15- Kolluk kuvvetlerinin de kovuşturulması gerekliydi belki. Fail hakkında ‘canavarca hislerle öldürmekten’ işlem yapıldı ama ‘tasarlayarak öldürmekten’ de işlem yapılmalıydı.  @sibelyukler bu konuda epeyce yazmıştı.

16 – Basın mensupları o dramatik görüntüye ya da olayın Bulut’un kızının yanında yaşanmasına odaklanırken diğer kısımlara yeterince odaklanabildiler mi?

17- Haberciler, bu konudaki eksikleri işaret eden, daha sorumlu, eşitlikçi ve hak temelli bir haberciliğin peşinde olursa emsal teşkil eden daha fazla kazanımlar elde edilebilir.
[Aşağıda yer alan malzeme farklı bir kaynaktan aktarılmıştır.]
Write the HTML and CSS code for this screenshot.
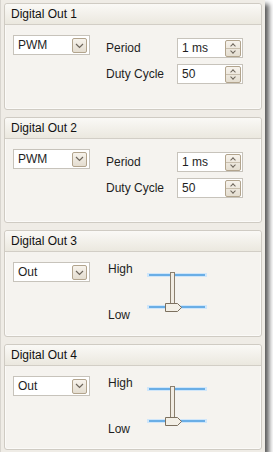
FILE: index.html
```html
<!DOCTYPE html>
<html>
<head lang="en">
    <meta charset="UTF-8">
    <title>Digital Outputs</title>
    <link rel="stylesheet" href="styles.css">
</head>
<body>
    <div class="window">
        <div class="panel">
            <div class="panel_head">Digital Out 1</div>
            <div class="panel_body">
                <div class="select">PWM<span class="drop"><svg width="9" height="6" viewBox="0 0 9 6"><path d="M1 1 L4.5 4.5 L8 1" fill="none" stroke="#6d665c" stroke-width="1.2"/></svg></span></div>
                <div class="fields">
                    <span>Period</span>
                    <div class="spin">1 ms<span class="spin_btn"><i class="up"></i><i class="down"></i></span></div>
                    <span>Duty Cycle</span>
                    <div class="spin">50<span class="spin_btn"><i class="up"></i><i class="down"></i></span></div>
                </div>
            </div>
        </div>
        <div class="panel">
            <div class="panel_head">Digital Out 2</div>
            <div class="panel_body">
                <div class="select">PWM<span class="drop"><svg width="9" height="6" viewBox="0 0 9 6"><path d="M1 1 L4.5 4.5 L8 1" fill="none" stroke="#6d665c" stroke-width="1.2"/></svg></span></div>
                <div class="fields">
                    <span>Period</span>
                    <div class="spin">1 ms<span class="spin_btn"><i class="up"></i><i class="down"></i></span></div>
                    <span>Duty Cycle</span>
                    <div class="spin">50<span class="spin_btn"><i class="up"></i><i class="down"></i></span></div>
                </div>
            </div>
        </div>
        <div class="panel">
            <div class="panel_head">Digital Out 3</div>
            <div class="panel_body">
                <div class="select">Out<span class="drop"><svg width="9" height="6" viewBox="0 0 9 6"><path d="M1 1 L4.5 4.5 L8 1" fill="none" stroke="#6d665c" stroke-width="1.2"/></svg></span></div>
                <div class="levels">
                    <span>High</span>
                    <span>Low</span>
                </div>
                <svg class="slider" width="62" height="48" viewBox="0 0 62 48">
                    <line x1="1" y1="7" x2="61" y2="7" stroke="#cfe6fa" stroke-width="4"/>
                    <line x1="3" y1="7" x2="59" y2="7" stroke="#6aaee6" stroke-width="2"/>
                    <line x1="1" y1="39" x2="61" y2="39" stroke="#cfe6fa" stroke-width="4"/>
                    <line x1="3" y1="39" x2="59" y2="39" stroke="#6aaee6" stroke-width="2"/>
                    <rect x="24.5" y="4.5" width="4" height="33" fill="#f1ece3" stroke="#8b7f6e"/>
                    <path d="M19.5 35.5 H31.5 L35.5 39.5 L31.5 43.5 H19.5 Z" fill="#f3efe6" stroke="#7c705f"/>
                </svg>
            </div>
        </div>
        <div class="panel">
            <div class="panel_head">Digital Out 4</div>
            <div class="panel_body">
                <div class="select">Out<span class="drop"><svg width="9" height="6" viewBox="0 0 9 6"><path d="M1 1 L4.5 4.5 L8 1" fill="none" stroke="#6d665c" stroke-width="1.2"/></svg></span></div>
                <div class="levels">
                    <span>High</span>
                    <span>Low</span>
                </div>
                <svg class="slider" width="62" height="48" viewBox="0 0 62 48">
                    <line x1="1" y1="7" x2="61" y2="7" stroke="#cfe6fa" stroke-width="4"/>
                    <line x1="3" y1="7" x2="59" y2="7" stroke="#6aaee6" stroke-width="2"/>
                    <line x1="1" y1="39" x2="61" y2="39" stroke="#cfe6fa" stroke-width="4"/>
                    <line x1="3" y1="39" x2="59" y2="39" stroke="#6aaee6" stroke-width="2"/>
                    <rect x="24.5" y="4.5" width="4" height="33" fill="#f1ece3" stroke="#8b7f6e"/>
                    <path d="M19.5 35.5 H31.5 L35.5 39.5 L31.5 43.5 H19.5 Z" fill="#f3efe6" stroke="#7c705f"/>
                </svg>
            </div>
        </div>
    </div>
</body>
</html>
```

FILE: styles.css
```css
body {
    margin: 0;
    background: #ffffff;
    font-family: "Liberation Sans", Arial, sans-serif;
    font-size: 12px;
    color: #1e1e1e;
}

.window {
    width: 258px;
    height: 447px;
    padding: 3px 3px 2px;
    background: #efece6;
    border-left: 1px solid #d8d5cf;
    display: flex;
    flex-direction: column;
    gap: 7px;
    box-shadow: 4px 4px 5px rgba(0, 0, 0, 0.65);
}

.panel {
    height: 105px;
    border: 1px solid #cfcbc3;
    border-radius: 3px;
    background: #f5f3ef;
    box-shadow: inset 0 0 0 1px #fbfaf8;
}

.panel_head {
    height: 20px;
    line-height: 20px;
    padding-left: 6px;
    font-size: 12px;
    color: #111;
    background: linear-gradient(#faf9f6, #ebe8df);
    border-bottom: 1px solid #d2cec6;
    border-radius: 3px 3px 0 0;
}

.panel_body {
    display: flex;
    align-items: flex-start;
    padding: 10px 0 0 8px;
}

.select {
    position: relative;
    box-sizing: border-box;
    width: 77px;
    height: 20px;
    line-height: 18px;
    padding-left: 4px;
    background: #fff;
    border: 1px solid #c7c3bb;
    margin-right: 16px;
}

.drop {
    position: absolute;
    right: 2px;
    top: 2px;
    width: 13px;
    height: 13px;
    border: 1px solid #b2a48d;
    border-radius: 2px;
    background: linear-gradient(#f7f3ec, #e4ddd0);
    display: flex;
    align-items: center;
    justify-content: center;
}

.fields {
    display: grid;
    grid-template-columns: 71px 66px;
    row-gap: 6px;
    align-items: center;
    margin-top: 3px;
}

.spin {
    position: relative;
    box-sizing: border-box;
    height: 20px;
    line-height: 18px;
    padding-left: 4px;
    background: #fff;
    border: 1px solid #c7c3bb;
}

.spin_btn {
    position: absolute;
    right: 1px;
    top: 1px;
    width: 14px;
    height: 15px;
    border: 1px solid #b2a48d;
    border-radius: 2px;
    background: linear-gradient(#f7f3ec, #e4ddd0);
    display: flex;
    flex-direction: column;
}

.spin_btn i {
    flex: 1;
    position: relative;
}

.spin_btn .up {
    border-bottom: 1px solid #c9bfae;
}

.spin_btn i::after {
    content: "";
    position: absolute;
    left: 5px;
    width: 3px;
    height: 3px;
    border-left: 1px solid #6d665c;
    border-top: 1px solid #6d665c;
}

.spin_btn .up::after {
    top: 3px;
    transform: rotate(45deg);
}

.spin_btn .down::after {
    top: 0;
    transform: rotate(225deg);
}

.levels {
    display: flex;
    flex-direction: column;
    justify-content: space-between;
    height: 60px;
    width: 38px;
    margin-left: 2px;
    margin-top: 0;
}

.slider {
    display: block;
    margin-top: 6px;
}
```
Ve doğru dil kullanımı da topluma örnek teşkil eder, şiddetsizlik desteklenmiş olur.

18- Sosyal medyada paylaşım yaparken neye dikkat etmeli? İlle de isim kullanacaksak, yazıda şiddete maruz kalanın ismini değil, failin ismini ve failin özelliklerini, failin işlediği suça işaret ederek göstermeliyiz.

19- Tek bir tıkla bir şey paylaşıp görevimizi yapmış duygusuyla kenara mı çekileceğiz yoksa yaptığımız paylaşım insanlara gerçekten yararlı mı olacak? Bu paylaşımı insanları haberdar etmek için mi yoksa dikkat çekmek için mi yapıyoruz?

20- Sosyal medyada duyarlılık yaratmak ya da tepki göstermek için yaptığımız paylaşımların maruz kalan(lar)a faydası olacak mı? Buna bakmamız ve maruz kalanın görüntülerini paylaşmamaya özen göstermemiz gerekiyor.